Trotz des Verbots ist die Kl. entgegen ihrer Behauptung nicht vom Verkehr mit den Dienststellen des Bezirksamts abgeschnitten. Sie ist durch das Verbot, wie in dem Schreiben des Bürgermeisters in Wahrung der berechtigten Interessen der Kl. ausdrücklich festgestellt ist, nicht gehindert, sich mit schriftlichen Eingaben an das Bezirksamt zu wenden (vgl. Artikel 17 des Bonner Grundgesetzes) oder, wenn es ihr beliebt, ihre Anliegen durch einen Bevollmächtigten vorbringen zu lassen.

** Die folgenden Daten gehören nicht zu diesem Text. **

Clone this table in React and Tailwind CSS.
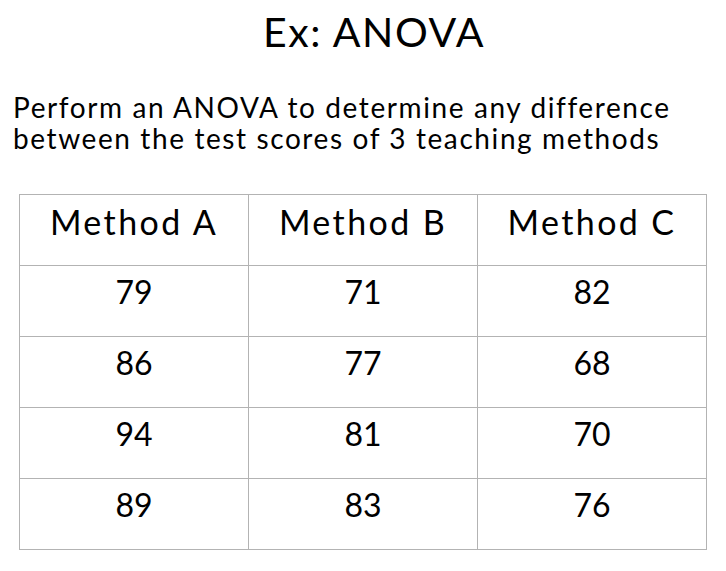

Auch ist die Verfügung des Bürgermeisters, wie aus den von ihm selbst bewilligten Ausnahmen deutlich ersichtlich ist, nicht dahin zu verstehen, daß der Kl. der Zutritt zu den Dienstgebäuden auch dann verwehrt ist, wenn nach der Art einer die Kl. betreffenden Angelegenheit diese allgemein nur unter persönlicher Beteiligung des Betroffenen erledigt wird.

8.

Nach alledem erwies sich die angefochtene Verfügung als rechtmäßig, so daß die Klage unbegründet war und die Berufung gegen das die Klage abweisende Urteil zugewiesen werden mußte.